• [MATERIAL PROVIDED]
---------------

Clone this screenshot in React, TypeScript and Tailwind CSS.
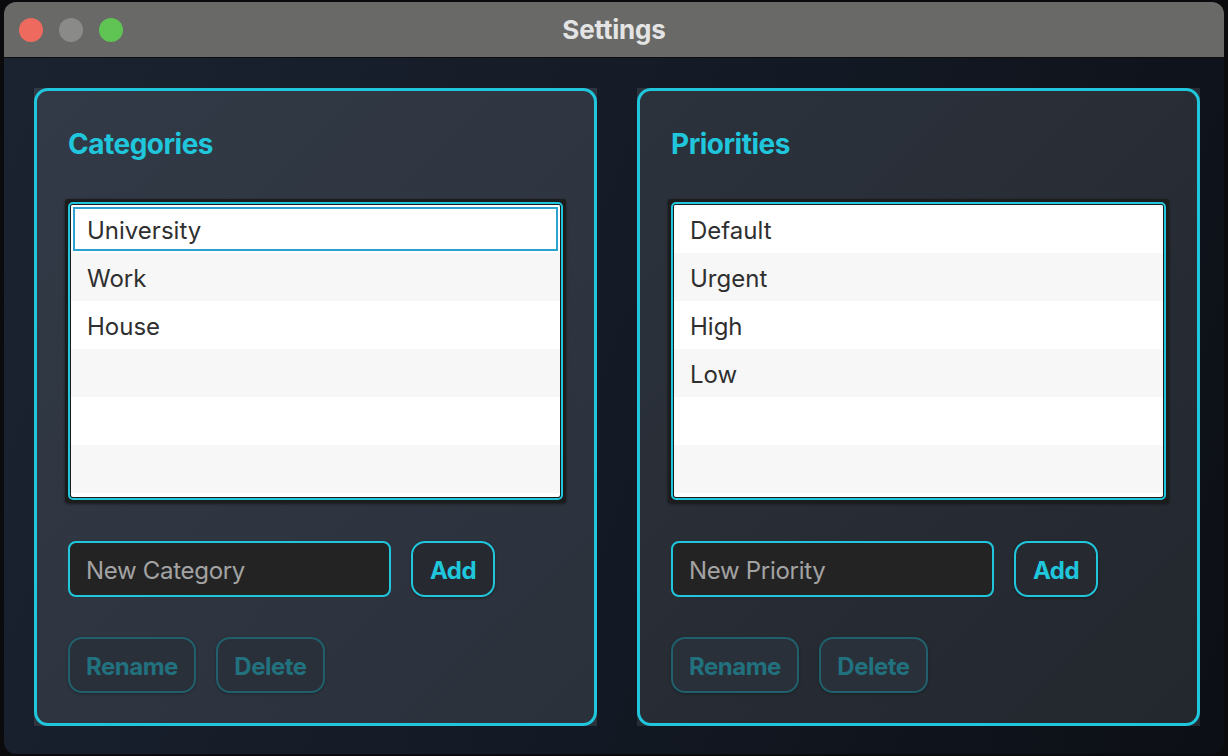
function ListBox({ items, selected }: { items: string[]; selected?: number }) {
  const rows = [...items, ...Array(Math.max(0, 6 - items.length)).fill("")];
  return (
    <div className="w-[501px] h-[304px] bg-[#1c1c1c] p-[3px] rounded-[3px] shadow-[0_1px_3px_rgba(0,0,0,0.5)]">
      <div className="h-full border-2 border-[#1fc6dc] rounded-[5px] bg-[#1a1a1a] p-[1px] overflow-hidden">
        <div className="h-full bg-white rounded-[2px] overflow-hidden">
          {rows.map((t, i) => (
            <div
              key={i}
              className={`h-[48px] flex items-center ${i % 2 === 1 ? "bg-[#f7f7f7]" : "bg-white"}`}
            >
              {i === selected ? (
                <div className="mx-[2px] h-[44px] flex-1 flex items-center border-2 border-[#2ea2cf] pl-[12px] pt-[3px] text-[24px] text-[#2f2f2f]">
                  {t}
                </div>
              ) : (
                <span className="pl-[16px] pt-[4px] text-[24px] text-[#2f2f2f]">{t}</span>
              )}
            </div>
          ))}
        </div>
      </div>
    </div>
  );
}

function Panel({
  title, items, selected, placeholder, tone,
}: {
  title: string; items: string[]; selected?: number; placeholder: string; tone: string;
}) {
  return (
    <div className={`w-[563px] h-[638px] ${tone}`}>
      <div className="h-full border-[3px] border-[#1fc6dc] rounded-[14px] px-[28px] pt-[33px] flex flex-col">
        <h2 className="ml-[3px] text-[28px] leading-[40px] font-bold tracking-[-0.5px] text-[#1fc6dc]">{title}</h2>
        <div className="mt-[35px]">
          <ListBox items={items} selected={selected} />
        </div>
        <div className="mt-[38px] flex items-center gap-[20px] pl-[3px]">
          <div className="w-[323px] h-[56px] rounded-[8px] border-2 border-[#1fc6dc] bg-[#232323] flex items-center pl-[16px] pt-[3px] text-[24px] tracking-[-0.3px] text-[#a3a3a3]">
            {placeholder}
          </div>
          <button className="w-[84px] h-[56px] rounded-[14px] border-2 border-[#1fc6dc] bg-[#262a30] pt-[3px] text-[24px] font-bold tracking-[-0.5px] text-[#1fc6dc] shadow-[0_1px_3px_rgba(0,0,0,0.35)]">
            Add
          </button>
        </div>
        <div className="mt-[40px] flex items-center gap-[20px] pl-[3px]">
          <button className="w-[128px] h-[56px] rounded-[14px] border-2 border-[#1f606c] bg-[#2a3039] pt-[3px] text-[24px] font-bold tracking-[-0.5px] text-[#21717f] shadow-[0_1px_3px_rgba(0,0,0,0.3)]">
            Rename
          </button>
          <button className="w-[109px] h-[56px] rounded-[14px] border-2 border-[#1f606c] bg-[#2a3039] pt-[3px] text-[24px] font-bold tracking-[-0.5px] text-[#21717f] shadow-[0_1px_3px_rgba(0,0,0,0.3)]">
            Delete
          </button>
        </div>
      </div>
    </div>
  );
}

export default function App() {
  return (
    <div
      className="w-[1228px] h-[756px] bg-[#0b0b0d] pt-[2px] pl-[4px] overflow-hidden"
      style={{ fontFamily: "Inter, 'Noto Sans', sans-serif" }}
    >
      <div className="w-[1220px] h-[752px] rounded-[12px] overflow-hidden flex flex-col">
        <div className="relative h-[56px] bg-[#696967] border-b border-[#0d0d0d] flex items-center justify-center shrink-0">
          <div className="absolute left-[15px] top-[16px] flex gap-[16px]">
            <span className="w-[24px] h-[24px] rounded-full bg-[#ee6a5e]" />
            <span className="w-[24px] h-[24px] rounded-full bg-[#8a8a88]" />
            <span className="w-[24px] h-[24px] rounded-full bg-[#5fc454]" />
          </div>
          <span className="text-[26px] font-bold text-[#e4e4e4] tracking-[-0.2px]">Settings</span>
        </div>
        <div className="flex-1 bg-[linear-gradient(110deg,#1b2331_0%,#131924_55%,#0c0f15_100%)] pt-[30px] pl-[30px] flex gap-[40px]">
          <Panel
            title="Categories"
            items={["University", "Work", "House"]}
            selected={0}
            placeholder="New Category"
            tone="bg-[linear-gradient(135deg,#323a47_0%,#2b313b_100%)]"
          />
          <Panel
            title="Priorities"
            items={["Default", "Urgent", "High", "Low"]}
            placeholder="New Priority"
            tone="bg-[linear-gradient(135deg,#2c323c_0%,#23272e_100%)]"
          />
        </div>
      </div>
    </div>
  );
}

---------------

• [DIRECTIVE]
Output each line exactly; omit every picture.

• [OUTPUT BELOW]
Clone this screenshot in React, TypeScript and Tailwind CSS.
function ListBox({ items, selected }: { items: string[]; selected?: number }) {
  const rows = [...items, ...Array(Math.max(0, 6 - items.length)).fill("")];
  return (
    <div className="w-[501px] h-[304px] bg-[#1c1c1c] p-[3px] rounded-[3px] shadow-[0_1px_3px_rgba(0,0,0,0.5)]">
      <div className="h-full border-2 border-[#1fc6dc] rounded-[5px] bg-[#1a1a1a] p-[1px] overflow-hidden">
        <div className="h-full bg-white rounded-[2px] overflow-hidden">
          {rows.map((t, i) => (
            <div
              key={i}
              className={`h-[48px] flex items-center ${i % 2 === 1 ? "bg-[#f7f7f7]" : "bg-white"}`}
            >
              {i === selected ? (
                <div className="mx-[2px] h-[44px] flex-1 flex items-center border-2 border-[#2ea2cf] pl-[12px] pt-[3px] text-[24px] text-[#2f2f2f]">
                  {t}
                </div>
              ) : (
                <span className="pl-[16px] pt-[4px] text-[24px] text-[#2f2f2f]">{t}</span>
              )}
            </div>
          ))}
        </div>
      </div>
    </div>
  );
}

function Panel({
  title, items, selected, placeholder, tone,
}: {
  title: string; items: string[]; selected?: number; placeholder: string; tone: string;
}) {
  return (
    <div className={`w-[563px] h-[638px] ${tone}`}>
      <div className="h-full border-[3px] border-[#1fc6dc] rounded-[14px] px-[28px] pt-[33px] flex flex-col">
        <h2 className="ml-[3px] text-[28px] leading-[40px] font-bold tracking-[-0.5px] text-[#1fc6dc]">{title}</h2>
        <div className="mt-[35px]">
          <ListBox items={items} selected={selected} />
        </div>
        <div className="mt-[38px] flex items-center gap-[20px] pl-[3px]">
          <div className="w-[323px] h-[56px] rounded-[8px] border-2 border-[#1fc6dc] bg-[#232323] flex items-center pl-[16px] pt-[3px] text-[24px] tracking-[-0.3px] text-[#a3a3a3]">
            {placeholder}
          </div>
          <button className="w-[84px] h-[56px] rounded-[14px] border-2 border-[#1fc6dc] bg-[#262a30] pt-[3px] text-[24px] font-bold tracking-[-0.5px] text-[#1fc6dc] shadow-[0_1px_3px_rgba(0,0,0,0.35)]">
            Add
          </button>
        </div>
        <div className="mt-[40px] flex items-center gap-[20px] pl-[3px]">
          <button className="w-[128px] h-[56px] rounded-[14px] border-2 border-[#1f606c] bg-[#2a3039] pt-[3px] text-[24px] font-bold tracking-[-0.5px] text-[#21717f] shadow-[0_1px_3px_rgba(0,0,0,0.3)]">
            Rename
          </button>
          <button className="w-[109px] h-[56px] rounded-[14px] border-2 border-[#1f606c] bg-[#2a3039] pt-[3px] text-[24px] font-bold tracking-[-0.5px] text-[#21717f] shadow-[0_1px_3px_rgba(0,0,0,0.3)]">
            Delete
          </button>
        </div>
      </div>
    </div>
  );
}

export default function App() {
  return (
    <div
      className="w-[1228px] h-[756px] bg-[#0b0b0d] pt-[2px] pl-[4px] overflow-hidden"
      style={{ fontFamily: "Inter, 'Noto Sans', sans-serif" }}
    >
      <div className="w-[1220px] h-[752px] rounded-[12px] overflow-hidden flex flex-col">
        <div className="relative h-[56px] bg-[#696967] border-b border-[#0d0d0d] flex items-center justify-center shrink-0">
          <div className="absolute left-[15px] top-[16px] flex gap-[16px]">
            <span className="w-[24px] h-[24px] rounded-full bg-[#ee6a5e]" />
            <span className="w-[24px] h-[24px] rounded-full bg-[#8a8a88]" />
            <span className="w-[24px] h-[24px] rounded-full bg-[#5fc454]" />
          </div>
          <span className="text-[26px] font-bold text-[#e4e4e4] tracking-[-0.2px]">Settings</span>
        </div>
        <div className="flex-1 bg-[linear-gradient(110deg,#1b2331_0%,#131924_55%,#0c0f15_100%)] pt-[30px] pl-[30px] flex gap-[40px]">
          <Panel
            title="Categories"
            items={["University", "Work", "House"]}
            selected={0}
            placeholder="New Category"
            tone="bg-[linear-gradient(135deg,#323a47_0%,#2b313b_100%)]"
          />
          <Panel
            title="Priorities"
            items={["Default", "Urgent", "High", "Low"]}
            placeholder="New Priority"
            tone="bg-[linear-gradient(135deg,#2c323c_0%,#23272e_100%)]"
          />
        </div>
      </div>
    </div>
  );
}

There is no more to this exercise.